## start

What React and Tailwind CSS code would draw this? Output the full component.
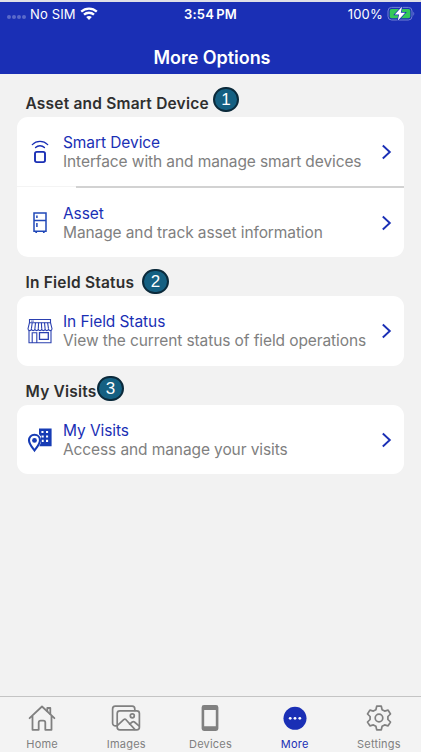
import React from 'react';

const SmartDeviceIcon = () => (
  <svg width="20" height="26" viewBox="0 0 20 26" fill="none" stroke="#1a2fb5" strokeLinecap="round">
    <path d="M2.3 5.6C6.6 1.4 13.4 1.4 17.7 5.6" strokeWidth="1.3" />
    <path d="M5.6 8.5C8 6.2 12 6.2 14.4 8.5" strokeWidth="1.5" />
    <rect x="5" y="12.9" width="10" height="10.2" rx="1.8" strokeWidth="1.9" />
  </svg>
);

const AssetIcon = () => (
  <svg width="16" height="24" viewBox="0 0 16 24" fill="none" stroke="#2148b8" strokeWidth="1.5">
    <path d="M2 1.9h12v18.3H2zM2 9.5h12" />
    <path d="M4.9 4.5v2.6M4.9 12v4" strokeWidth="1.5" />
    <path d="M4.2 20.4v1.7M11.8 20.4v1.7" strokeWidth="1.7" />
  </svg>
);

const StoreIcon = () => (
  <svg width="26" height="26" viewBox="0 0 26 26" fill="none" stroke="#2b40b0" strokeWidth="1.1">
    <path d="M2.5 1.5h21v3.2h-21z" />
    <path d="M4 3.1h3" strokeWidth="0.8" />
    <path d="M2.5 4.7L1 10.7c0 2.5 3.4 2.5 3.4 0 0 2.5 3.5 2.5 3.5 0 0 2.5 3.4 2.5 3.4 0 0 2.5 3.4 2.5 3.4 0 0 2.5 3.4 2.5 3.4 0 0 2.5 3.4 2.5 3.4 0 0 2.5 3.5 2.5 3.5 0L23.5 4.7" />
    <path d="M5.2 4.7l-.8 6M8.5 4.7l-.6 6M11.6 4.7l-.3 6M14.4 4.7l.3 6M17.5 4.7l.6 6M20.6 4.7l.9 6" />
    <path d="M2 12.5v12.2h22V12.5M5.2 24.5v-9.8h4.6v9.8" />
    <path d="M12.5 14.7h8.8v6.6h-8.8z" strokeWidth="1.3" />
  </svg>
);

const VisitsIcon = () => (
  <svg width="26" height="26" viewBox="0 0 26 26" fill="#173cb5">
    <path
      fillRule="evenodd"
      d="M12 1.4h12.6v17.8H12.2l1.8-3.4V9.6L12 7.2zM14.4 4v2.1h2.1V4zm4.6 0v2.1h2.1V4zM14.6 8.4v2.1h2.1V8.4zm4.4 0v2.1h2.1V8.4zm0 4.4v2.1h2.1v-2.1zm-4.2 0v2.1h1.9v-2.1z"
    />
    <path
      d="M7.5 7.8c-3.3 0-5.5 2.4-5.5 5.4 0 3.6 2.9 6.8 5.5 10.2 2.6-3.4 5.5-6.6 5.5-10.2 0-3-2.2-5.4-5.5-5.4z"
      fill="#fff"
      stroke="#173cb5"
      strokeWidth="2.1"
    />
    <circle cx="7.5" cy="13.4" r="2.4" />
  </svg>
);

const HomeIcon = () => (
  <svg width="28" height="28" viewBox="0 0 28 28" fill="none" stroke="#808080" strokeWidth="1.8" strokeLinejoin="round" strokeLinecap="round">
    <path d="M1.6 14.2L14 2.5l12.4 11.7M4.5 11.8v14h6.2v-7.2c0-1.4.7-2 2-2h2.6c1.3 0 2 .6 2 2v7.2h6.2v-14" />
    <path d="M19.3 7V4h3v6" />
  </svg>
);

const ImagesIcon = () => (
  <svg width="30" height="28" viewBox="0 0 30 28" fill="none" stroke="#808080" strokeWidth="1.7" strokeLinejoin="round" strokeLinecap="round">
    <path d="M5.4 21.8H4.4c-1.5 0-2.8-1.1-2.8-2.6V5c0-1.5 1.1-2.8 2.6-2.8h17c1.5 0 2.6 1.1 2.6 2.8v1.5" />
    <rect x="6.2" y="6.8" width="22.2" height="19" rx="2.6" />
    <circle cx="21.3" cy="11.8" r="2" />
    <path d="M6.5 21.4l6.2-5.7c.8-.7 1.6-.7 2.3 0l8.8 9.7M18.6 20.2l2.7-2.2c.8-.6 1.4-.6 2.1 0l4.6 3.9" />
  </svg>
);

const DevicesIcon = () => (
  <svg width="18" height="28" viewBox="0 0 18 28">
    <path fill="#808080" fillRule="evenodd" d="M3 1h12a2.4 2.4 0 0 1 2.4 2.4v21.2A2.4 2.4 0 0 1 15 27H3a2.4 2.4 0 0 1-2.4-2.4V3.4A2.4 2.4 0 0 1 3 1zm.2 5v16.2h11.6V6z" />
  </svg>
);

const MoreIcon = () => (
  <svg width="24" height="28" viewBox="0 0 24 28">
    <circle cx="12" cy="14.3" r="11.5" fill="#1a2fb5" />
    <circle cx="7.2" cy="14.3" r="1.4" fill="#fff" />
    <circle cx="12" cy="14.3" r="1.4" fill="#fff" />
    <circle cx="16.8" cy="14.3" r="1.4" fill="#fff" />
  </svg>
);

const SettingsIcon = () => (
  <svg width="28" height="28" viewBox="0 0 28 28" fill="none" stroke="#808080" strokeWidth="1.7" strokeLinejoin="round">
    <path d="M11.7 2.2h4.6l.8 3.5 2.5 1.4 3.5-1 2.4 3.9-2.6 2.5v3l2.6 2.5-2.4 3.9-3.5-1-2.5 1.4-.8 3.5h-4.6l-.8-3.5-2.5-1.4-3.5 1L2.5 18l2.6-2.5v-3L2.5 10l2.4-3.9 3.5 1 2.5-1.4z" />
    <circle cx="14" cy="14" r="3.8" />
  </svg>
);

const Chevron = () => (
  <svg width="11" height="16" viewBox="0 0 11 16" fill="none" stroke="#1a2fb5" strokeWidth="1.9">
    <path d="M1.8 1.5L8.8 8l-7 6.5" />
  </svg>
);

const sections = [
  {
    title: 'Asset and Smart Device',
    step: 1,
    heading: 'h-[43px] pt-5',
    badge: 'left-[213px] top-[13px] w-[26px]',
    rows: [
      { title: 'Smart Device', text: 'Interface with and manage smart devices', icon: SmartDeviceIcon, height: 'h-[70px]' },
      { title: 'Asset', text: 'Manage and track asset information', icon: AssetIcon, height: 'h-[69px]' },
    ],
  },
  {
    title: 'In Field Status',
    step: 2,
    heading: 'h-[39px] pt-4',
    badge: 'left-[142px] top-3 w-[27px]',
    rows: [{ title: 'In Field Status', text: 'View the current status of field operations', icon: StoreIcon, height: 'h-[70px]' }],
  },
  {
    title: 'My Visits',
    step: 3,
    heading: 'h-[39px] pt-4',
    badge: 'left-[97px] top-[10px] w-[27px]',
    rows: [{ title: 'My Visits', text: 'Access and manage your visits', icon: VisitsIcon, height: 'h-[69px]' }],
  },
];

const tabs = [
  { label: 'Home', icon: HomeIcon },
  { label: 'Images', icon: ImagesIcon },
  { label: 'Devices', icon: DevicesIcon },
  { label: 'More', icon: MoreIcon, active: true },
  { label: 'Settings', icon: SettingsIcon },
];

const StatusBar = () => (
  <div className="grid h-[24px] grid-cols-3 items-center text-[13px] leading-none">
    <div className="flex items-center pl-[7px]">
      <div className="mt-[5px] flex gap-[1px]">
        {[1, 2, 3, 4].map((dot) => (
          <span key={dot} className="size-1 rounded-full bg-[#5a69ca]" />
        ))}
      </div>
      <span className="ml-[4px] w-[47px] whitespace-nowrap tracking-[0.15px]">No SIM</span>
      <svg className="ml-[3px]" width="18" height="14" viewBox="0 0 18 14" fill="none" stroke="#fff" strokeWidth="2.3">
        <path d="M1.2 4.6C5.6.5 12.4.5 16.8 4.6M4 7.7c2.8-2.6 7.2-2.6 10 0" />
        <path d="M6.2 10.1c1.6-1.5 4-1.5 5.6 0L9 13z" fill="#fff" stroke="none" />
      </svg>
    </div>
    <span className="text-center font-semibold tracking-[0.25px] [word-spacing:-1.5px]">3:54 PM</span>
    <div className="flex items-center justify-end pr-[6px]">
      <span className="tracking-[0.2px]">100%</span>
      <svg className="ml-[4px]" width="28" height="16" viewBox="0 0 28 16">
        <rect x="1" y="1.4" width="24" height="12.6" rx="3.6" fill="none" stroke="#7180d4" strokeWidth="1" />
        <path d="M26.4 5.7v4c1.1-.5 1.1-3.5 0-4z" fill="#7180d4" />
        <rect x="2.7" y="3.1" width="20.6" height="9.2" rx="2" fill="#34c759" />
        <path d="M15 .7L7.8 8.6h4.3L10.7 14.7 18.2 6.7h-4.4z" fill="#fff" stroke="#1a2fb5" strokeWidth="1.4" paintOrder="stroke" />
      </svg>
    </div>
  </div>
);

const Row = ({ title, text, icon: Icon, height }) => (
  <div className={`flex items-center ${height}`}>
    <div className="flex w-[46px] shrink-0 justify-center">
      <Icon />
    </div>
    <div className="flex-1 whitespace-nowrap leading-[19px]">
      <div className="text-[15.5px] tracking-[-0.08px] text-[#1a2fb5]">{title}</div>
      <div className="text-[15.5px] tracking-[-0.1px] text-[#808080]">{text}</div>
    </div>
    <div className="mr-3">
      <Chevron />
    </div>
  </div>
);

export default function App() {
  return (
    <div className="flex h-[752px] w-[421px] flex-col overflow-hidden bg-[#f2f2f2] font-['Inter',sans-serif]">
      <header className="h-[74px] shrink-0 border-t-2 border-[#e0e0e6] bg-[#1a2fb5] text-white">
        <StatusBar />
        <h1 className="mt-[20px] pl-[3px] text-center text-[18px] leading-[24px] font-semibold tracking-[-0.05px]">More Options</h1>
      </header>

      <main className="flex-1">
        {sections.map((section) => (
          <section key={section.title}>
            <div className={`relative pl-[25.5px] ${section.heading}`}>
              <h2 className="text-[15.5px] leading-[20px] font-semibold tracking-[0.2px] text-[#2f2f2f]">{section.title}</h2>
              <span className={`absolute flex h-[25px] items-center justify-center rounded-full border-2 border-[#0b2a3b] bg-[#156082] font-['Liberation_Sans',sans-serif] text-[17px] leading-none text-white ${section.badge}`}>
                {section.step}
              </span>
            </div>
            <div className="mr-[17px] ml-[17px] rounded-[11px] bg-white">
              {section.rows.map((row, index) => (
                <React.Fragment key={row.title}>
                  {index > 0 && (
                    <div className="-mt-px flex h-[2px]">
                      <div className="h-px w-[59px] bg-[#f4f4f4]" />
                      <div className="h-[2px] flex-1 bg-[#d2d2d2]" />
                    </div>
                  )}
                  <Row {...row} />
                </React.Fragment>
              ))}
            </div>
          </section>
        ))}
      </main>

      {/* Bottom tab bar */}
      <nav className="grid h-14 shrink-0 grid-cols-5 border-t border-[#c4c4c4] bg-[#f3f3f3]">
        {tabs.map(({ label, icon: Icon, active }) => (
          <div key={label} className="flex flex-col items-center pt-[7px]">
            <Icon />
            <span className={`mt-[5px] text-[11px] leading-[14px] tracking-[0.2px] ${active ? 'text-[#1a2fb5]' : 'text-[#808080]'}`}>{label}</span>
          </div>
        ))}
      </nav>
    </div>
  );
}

## end
## start

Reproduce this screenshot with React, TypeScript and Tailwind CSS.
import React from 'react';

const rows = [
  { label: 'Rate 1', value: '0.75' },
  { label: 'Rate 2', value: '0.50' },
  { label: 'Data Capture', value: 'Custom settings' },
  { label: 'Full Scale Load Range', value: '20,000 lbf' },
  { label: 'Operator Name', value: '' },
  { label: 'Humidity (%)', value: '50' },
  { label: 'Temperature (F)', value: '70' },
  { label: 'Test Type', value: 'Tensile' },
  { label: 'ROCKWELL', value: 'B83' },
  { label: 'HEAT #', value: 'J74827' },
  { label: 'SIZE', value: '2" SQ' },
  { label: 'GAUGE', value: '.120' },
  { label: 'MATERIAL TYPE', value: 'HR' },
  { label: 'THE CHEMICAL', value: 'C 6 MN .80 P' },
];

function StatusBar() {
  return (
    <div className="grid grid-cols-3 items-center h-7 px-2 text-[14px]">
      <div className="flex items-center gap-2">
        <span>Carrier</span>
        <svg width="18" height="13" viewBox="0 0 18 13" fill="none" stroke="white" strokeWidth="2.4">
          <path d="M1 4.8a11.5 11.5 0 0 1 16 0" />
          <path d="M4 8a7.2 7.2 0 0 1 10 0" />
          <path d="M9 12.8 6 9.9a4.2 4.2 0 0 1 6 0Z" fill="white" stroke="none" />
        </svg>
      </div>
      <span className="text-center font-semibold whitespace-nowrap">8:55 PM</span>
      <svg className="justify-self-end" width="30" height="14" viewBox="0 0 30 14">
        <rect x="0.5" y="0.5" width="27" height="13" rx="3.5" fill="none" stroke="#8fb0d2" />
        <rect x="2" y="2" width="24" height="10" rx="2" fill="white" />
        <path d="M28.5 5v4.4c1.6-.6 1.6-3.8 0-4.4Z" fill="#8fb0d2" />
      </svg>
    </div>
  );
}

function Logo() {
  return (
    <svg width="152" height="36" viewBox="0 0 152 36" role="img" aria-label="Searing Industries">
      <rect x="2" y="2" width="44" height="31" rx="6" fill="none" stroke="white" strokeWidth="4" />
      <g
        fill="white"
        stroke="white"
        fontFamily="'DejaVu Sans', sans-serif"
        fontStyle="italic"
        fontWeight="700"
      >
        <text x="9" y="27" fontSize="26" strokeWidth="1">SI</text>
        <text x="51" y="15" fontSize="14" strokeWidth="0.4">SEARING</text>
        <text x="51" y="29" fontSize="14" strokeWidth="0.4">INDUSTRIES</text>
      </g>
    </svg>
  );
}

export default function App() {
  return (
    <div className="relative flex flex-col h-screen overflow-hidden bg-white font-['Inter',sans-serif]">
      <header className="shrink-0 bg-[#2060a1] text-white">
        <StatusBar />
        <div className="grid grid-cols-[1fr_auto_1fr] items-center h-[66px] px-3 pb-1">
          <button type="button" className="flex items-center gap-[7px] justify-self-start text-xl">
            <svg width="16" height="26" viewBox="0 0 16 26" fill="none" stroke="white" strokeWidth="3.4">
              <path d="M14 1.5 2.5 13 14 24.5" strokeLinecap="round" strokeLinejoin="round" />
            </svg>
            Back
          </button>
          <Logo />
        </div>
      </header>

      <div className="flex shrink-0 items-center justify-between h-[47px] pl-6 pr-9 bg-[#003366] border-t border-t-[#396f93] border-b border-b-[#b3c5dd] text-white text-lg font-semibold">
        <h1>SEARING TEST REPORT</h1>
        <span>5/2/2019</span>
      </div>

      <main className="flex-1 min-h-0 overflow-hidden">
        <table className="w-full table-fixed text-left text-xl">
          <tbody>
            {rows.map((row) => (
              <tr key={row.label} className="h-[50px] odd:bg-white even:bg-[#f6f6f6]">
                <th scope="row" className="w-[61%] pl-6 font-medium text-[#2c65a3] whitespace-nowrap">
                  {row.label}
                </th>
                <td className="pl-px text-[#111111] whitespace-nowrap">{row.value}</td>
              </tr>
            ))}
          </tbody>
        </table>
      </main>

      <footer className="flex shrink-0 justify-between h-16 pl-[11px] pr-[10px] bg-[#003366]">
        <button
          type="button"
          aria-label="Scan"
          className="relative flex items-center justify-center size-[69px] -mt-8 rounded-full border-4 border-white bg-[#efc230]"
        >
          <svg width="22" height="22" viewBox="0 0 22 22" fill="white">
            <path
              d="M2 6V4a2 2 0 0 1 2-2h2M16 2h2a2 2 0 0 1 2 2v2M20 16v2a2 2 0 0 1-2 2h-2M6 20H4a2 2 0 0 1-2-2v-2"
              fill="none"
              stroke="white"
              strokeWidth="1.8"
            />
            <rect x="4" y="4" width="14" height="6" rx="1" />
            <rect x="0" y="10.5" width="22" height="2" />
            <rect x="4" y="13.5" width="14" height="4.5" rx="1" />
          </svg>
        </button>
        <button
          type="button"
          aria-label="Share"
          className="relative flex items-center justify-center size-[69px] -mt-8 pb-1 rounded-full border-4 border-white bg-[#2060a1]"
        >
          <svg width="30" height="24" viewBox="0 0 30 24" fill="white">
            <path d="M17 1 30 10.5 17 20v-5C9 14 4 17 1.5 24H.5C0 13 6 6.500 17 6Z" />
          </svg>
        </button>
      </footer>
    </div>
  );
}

## end

▶ **Goal of the exercise**:
Tell how many lines of the data include the word "Tailwind", and nothing else.

▶ **Finished answer**:
2